Platforms must accurately translate technical terminology and generate reliable transcripts. Enterprises should prioritize AI tools that can automatically complete video translation while supporting human review for high-risk content.

Language and Voice Coverage

To achieve scalable AI translation applications, platforms must support the markets enterprises actually serve. Many vendors claim to support numerous languages, but truly effective localization depends on adapted regional language variants and available human-quality voices.

Tools should cover both current business operations and markets planned for expansion within the next 1–2 years, such as distinguishing between Brazilian Portuguese and Latin American Spanish. If voice accents are stiff, unnatural, or mismatched with scenarios, learners will quickly lose interest, and training content will lose its professionalism and credibility.

Translation, Dubbing, and Subtitle Quality

Video translation quality directly determines whether learners trust the learning content or perceive it as mechanical output. AI translation should deliver natural, fluent expressions in the target language, not mechanical word-for-word translations.

Voice-overs must possess human-like quality with steady pacing and tone matching the original trainer. When people appear on screen, lip movements must synchronize closely with the new audio, and voice cloning technology should preserve the trainer's distinctive voice characteristics. Before selecting a platform, it's recommended to translate a 1–2 minute sample and have native speakers evaluate its authenticity and naturalness.

Subtitle Processing Capabilities

Subtitle management directly affects content clarity and accessibility across different platforms. AI platforms chosen by enterprises should automatically generate subtitles for all selected languages and provide editors supporting direct adjustment of subtitle text and timelines within the tool.

Platforms must support SubRip (SRT) and WebVTT formats for integration with Learning Management Systems (LMS), while supporting on-demand hard-coded subtitles in videos. They should also provide subtitle position control to avoid obscuring operation steps in software demonstrations and support rapid batch updates of terminology throughout the text.

Ease of Use

Ease of use directly determines whether teams genuinely adopt AI translation or abandon it after one attempt. Platforms should provide clear, simple workflows: upload file → select language → translate → review → export, without requiring repeated operations in complex settings.

Clean interfaces and real-time preview features enable quick audio verification and transcript adjustments. Reasonable default settings allow first-time users to produce usable results without additional training. An ideal tool should enable trainers to complete a basic translation within 10–15 minutes; otherwise, it will be difficult to integrate into busy training workflows.

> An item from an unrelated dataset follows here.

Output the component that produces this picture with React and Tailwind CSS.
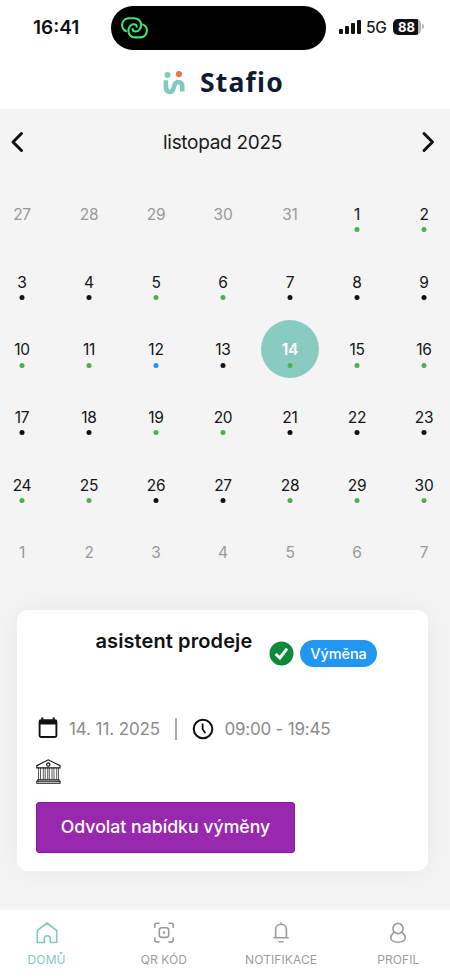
import React from 'react';

const DOTS = { g: 'bg-[#4caf50]', k: 'bg-[#111111]', b: 'bg-[#2196f3]' };

const WEEKS = [
  [['27'], ['28'], ['29'], ['30'], ['31'], ['1', 'g'], ['2', 'g']],
  [['3', 'k'], ['4', 'k'], ['5', 'g'], ['6', 'g'], ['7', 'k'], ['8', 'k'], ['9', 'k']],
  [['10', 'g'], ['11', 'g'], ['12', 'b'], ['13', 'k'], ['14', 'g'], ['15', 'g'], ['16', 'g']],
  [['17', 'k'], ['18', 'k'], ['19', 'g'], ['20', 'g'], ['21', 'k'], ['22', 'k'], ['23', 'k']],
  [['24', 'g'], ['25', 'g'], ['26', 'k'], ['27', 'k'], ['28', 'g'], ['29', 'g'], ['30', 'g']],
  [['1'], ['2'], ['3'], ['4'], ['5'], ['6'], ['7']],
];

function Day({ day, dot }) {
  const selected = day === '14';
  const tone = selected ? 'font-semibold text-white' : dot ? 'text-[#151515]' : 'text-[#999999]';
  return (
    <div className="relative flex w-10 items-center justify-center">
      {selected && (
        <span className="absolute left-1/2 top-1/2 -mt-px size-[58px] -translate-x-1/2 -translate-y-1/2 rounded-full bg-[#8acbc1]" />
      )}
      <span className={`relative pt-[1.6px] text-[15.5px] leading-5 tracking-[-0.25px] ${tone}`}>{day}</span>
      {dot && (
        <span className={`absolute left-1/2 top-1/2 mt-[13px] size-[5px] -translate-x-1/2 rounded-full ${DOTS[dot]}`} />
      )}
    </div>
  );
}

function StatusBar() {
  return (
    <div className="flex h-[55px] items-center">
      <div className="w-[111px] pl-[33px] text-[19px] font-semibold leading-6 text-[#111]">16:41</div>
      <div className="h-11 w-[215px] rounded-full bg-black pl-[10px] pt-[11px]">
        <svg width="27" height="22" viewBox="0 0 27 22" fill="none" stroke="#41e573" strokeWidth="2.1" strokeLinecap="round">
          <path d="M5 14.2C2.7 13.2 1.1 11 1.1 8.1C1.1 4 4 1.2 7.7 1.2H13.2C17 1.2 20.1 4 20.1 7.9C20.1 11.7 17.5 14.5 14.5 14.5C12.6 14.5 11.7 13.4 11.7 12" />
          <path d="M22.2 7.6C24.3 8.6 25.9 10.8 25.9 13.5C25.9 17.4 23 20.4 19.2 20.4H13.8C10.1 20.4 7.4 17.4 7.4 13.7C7.4 10.1 9.8 7.3 12.8 7.3C14.7 7.3 15.7 8.4 15.7 9.8" />
        </svg>
      </div>
      <div className="ml-[13px] flex items-center">
        <div className="mb-[2px] flex h-[14px] w-[22px] items-end justify-between">
          <span className="h-[5px] w-[3.5px] rounded-[1px] bg-[#111]" />
          <span className="h-[8px] w-[3.5px] rounded-[1px] bg-[#111]" />
          <span className="h-[11px] w-[3.5px] rounded-[1px] bg-[#111]" />
          <span className="h-[14px] w-[3.5px] rounded-[1px] bg-[#111]" />
        </div>
        <span className="ml-[5px] w-[27px] text-[15.5px] font-medium leading-5 tracking-[-0.3px] text-[#222]">5G</span>
        <span className="mb-[2px] flex h-4 w-[28px] items-center justify-center rounded-[5px] bg-linear-to-r from-[#111] from-88% to-[#b5b5b5] to-88% pr-px text-[13px] font-bold leading-4 text-white">88</span>
        <span className="mb-[2px] ml-px h-[5px] w-[2px] rounded-r-full bg-[#b5b5b5]" />
      </div>
    </div>
  );
}

function Brand() {
  return (
    <div className="flex h-[55px] items-center border-b border-[#f1f1f1] pl-[163px]">
      <svg className="mt-px" width="22" height="24" viewBox="0 0 22 24" fill="none">
        <circle cx="4.5" cy="3.9" r="3" fill="#80cbc1" />
        <circle cx="15.9" cy="3.1" r="3.1" fill="#ef7245" />
        <path d="M2.9 9.3V15.5C2.9 19 4.3 21 6.9 21C12.7 21 9.1 11 14.9 11C17.9 11 19.3 12.9 19.3 15.6V20.5" stroke="#80cbc1" strokeWidth="4.6" />
      </svg>
      <span className="ml-[15px] font-['Noto_Sans',sans-serif] text-[26.5px] font-bold leading-8 tracking-[1.2px] text-[#101a33]">Stafio</span>
    </div>
  );
}

function ShiftCard() {
  return (
    <section className="ml-[17px] mt-6 h-[261px] w-[411px] rounded-[11px] bg-white shadow-[0_0_30px_rgba(0,0,0,0.05)]">
      <div className="flex h-[101px]">
        <h2 className="ml-[78.5px] mt-[18px] w-[173.5px] whitespace-nowrap text-[20px] font-semibold leading-[26px] tracking-[0.1px] text-[#111]">asistent prodeje</h2>
        <svg className="mt-[31px]" width="25" height="25" viewBox="0 0 25 25" fill="none">
          <circle cx="12.5" cy="12.5" r="12" fill="#0b8a39" />
          <path d="M6.7 13L10.9 17L18 7.7" stroke="#fff" strokeWidth="3" />
        </svg>
        <span className="ml-[6px] mt-[30px] flex h-[27px] w-[77px] items-center justify-center rounded-full bg-[#2196f3] text-[14.5px] font-medium tracking-[-0.1px] text-white">Výměna</span>
      </div>
      <div className="flex h-9 items-center pl-[21px] text-[17px] tracking-[-0.1px] text-[#8b8b8b]">
        <svg className="mb-[3px]" width="20" height="22" viewBox="0 0 20 22" fill="none">
          <rect x="1.6" y="3.2" width="16.8" height="16.8" rx="1.5" stroke="#111" strokeWidth="1.9" />
          <path d="M1 3H19V7.5H1Z" fill="#111" />
          <path d="M4.3 .5V4M15.7 .5V4" stroke="#111" strokeWidth="2" />
        </svg>
        <span className="ml-[11px] w-[106px] whitespace-nowrap pt-px">14. 11. 2025</span>
        <span className="h-[22px] w-[1.5px] bg-[#aaaaaa]" />
        <svg className="ml-[15px]" width="22" height="22" viewBox="0 0 22 22" fill="none" stroke="#111">
          <circle cx="11" cy="11" r="9.3" strokeWidth="2" />
          <path d="M10.6 5.5V11L13.3 15.2" strokeWidth="1.8" />
        </svg>
        <span className="ml-[11px] whitespace-nowrap pt-px tracking-[-0.22px]">09:00 - 19:45</span>
      </div>
      <svg className="ml-[19px] mt-[12px]" width="25" height="25" viewBox="0 0 25 25" fill="none" stroke="#111" strokeWidth="1.1">
        <path d="M.8 8V6.7L12.3 .8L24 6.7V8.9H.8Z" />
        <circle cx="12.3" cy="5.6" r="1.7" />
        <path d="M2.5 9V20.5M4.5 9V20.5M7.3 9V20.5M9.2 9V20.5M11.7 9V20.5M13.3 9V20.5M16 9V20.5M18 9V20.5M20.7 9V20.5M22.5 9V20.5" strokeWidth=".7" />
        <path d="M1.8 20.7H23V22.3H24V24.2H.8V22.3H1.8ZM1.8 22.3H23" />
      </svg>
      <button className="ml-[19px] mt-[18px] flex h-[51px] w-[259px] items-center justify-center whitespace-nowrap rounded-[3px] border border-[#8c159f] bg-[#9829ae] text-[17.7px] font-medium text-white">Odvolat nabídku výměny</button>
    </section>
  );
}

function NavItem({ label, active, children }) {
  return (
    <div className={`flex w-1/4 flex-col items-center ${active ? 'text-[#82c9bf]' : 'text-[#9b9b9b]'}`}>
      <svg className="mt-[11px]" width="24" height="24" viewBox="0 0 24 24" fill="none" stroke="currentColor" strokeWidth="1.6" strokeLinecap="round" strokeLinejoin="round">{children}</svg>
      <span className="mt-[7px] whitespace-nowrap text-[12px] leading-4 tracking-[0.1px]">{label}</span>
    </div>
  );
}

export default function App() {
  return (
    <main className="flex h-[978px] w-[450px] flex-col overflow-hidden bg-[#f4f4f4] font-[Inter,sans-serif]">
      <header className="bg-white">
        <StatusBar />
        <Brand />
      </header>
      <div className="flex h-[70.6px] items-start justify-between pl-[10px] pr-[15px] pt-[19.5px]">
        <svg className="mt-[1.5px]" width="14" height="22" viewBox="0 0 14 22" fill="none" stroke="#111" strokeWidth="3" strokeLinecap="round" strokeLinejoin="round">
          <path d="M11.5 2.5L3 11L11.5 19.5" />
        </svg>
        <h1 className="whitespace-nowrap text-[19px] leading-[26px] tracking-[-0.3px] text-[#191919]">listopad 2025</h1>
        <svg className="mt-[1.5px]" width="14" height="22" viewBox="0 0 14 22" fill="none" stroke="#111" strokeWidth="3" strokeLinecap="round" strokeLinejoin="round">
          <path d="M3 2.5L11.5 11L3 19.5" />
        </svg>
      </div>
      <div>
        {WEEKS.map((week, i) => (
          <div key={i} className="flex h-[67.6px] justify-between pl-[2px] pr-[6px]">
            {week.map(([day, dot]) => <Day key={day} day={day} dot={dot} />)}
          </div>
        ))}
      </div>
      <ShiftCard />
      <nav className="-ml-3 mt-auto flex h-[68px] w-[469px] shrink-0 bg-white">
        <NavItem label="DOMŮ" active>
          <path d="M2.3 9.5L12 2L21.7 9.5V21.5H15.2V17.5C15.2 13.8 9.3 13.8 9.3 17.5V21.5H2.3Z" />
        </NavItem>
        <NavItem label="QR KÓD">
          <path d="M2.8 6.2V4.3C2.8 3 3.5 2.3 4.8 2.3H7M17 2.3H19.2C20.5 2.3 21.2 3 21.2 4.3V6.2M21.2 16.8V18.9C21.2 20.2 20.5 20.9 19.2 20.9H17M7 20.9H4.8C3.5 20.9 2.8 20.2 2.8 18.9V16.8" />
          <rect x="7.3" y="6.8" width="9.4" height="9.6" rx="2.5" />
          <circle cx="12" cy="11.6" r=".5" fill="currentColor" />
        </NavItem>
        <NavItem label="NOTIFIKACE">
          <path d="M4.8 16.7H19.2M6.6 16.5V8.6C6.6 1.4 17.4 1.4 17.4 8.6V16.5M12 2.5V2M10 20.7H14" />
        </NavItem>
        <NavItem label="PROFIL">
          <circle cx="12" cy="7.5" r="5.1" />
          <path d="M7.5 11.7C5.5 13.4 4.8 15.1 4.8 17C4.8 22.6 19.2 22.6 19.2 17C19.2 15.1 18.5 13.4 16.5 11.7" />
        </NavItem>
      </nav>
    </main>
  );
}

Top AI Platforms for Translation, Localization, and Training Videos

The best AI platforms for translation, localization, and training video production provide seamless workflows supporting scaled multilingual content creation. These platforms automatically complete key tasks such as voice cloning, dubbing, and subtitle generation, effectively saving time and reducing costs.

With support for multiple global languages, they ensure brand messaging remains consistent and accurate across regions. Such tools are ideal for e-learning, corporate training, and marketing teams, easily integrating into existing workflows to help teams efficiently produce localized videos without extensive manual editing.

ViiTor AI

ViiTor AI provides professional translation and localization services for training teams seeking efficiency without sacrificing editing control. Users can directly upload videos to generate AI translation results in 19 languages and optimize content through built-in transcript editors—all within a single platform without switching between tools.

Voice cloning technology precisely preserves trainers' voice characteristics across languages, combined with lip-sync alignment technology to effectively reduce visual incongruity of on-screen characters. This continuity of voice and image is particularly important for learners already familiar with the instructor, enhancing learning affinity and recognition.

For multilingual training projects, ViiTor AI integrates subtitle generation, dubbing, and export functions within a single environment, significantly reducing time and communication costs from switching between multiple tools. Line-by-line editing and precise timeline control enable correcting terminology deviations before content publication, while team workspaces provide convenient support for collaborative review.

Its publicly disclosed security management mechanisms and compliance assurance capabilities precisely match enterprise-level management requirements, ensuring training content processing remains secure and compliant.

Advantages

Dubbing and subtitle tasks integrated into a unified workflow, enabling efficient and simple operations
Rapid completion of multilingual version updates when content changes, adapting to iteration needs
Preservation of instructor voice and image consistency across regions, strengthening brand recognition

Smartcat

Smartcat provides one-stop translation and localization management for training teams seeking strict control over global release processes. Its AI agents complete transcription, translation, and synchronized dubbing within structured workflows, reducing frequent handoffs between tools and external vendors.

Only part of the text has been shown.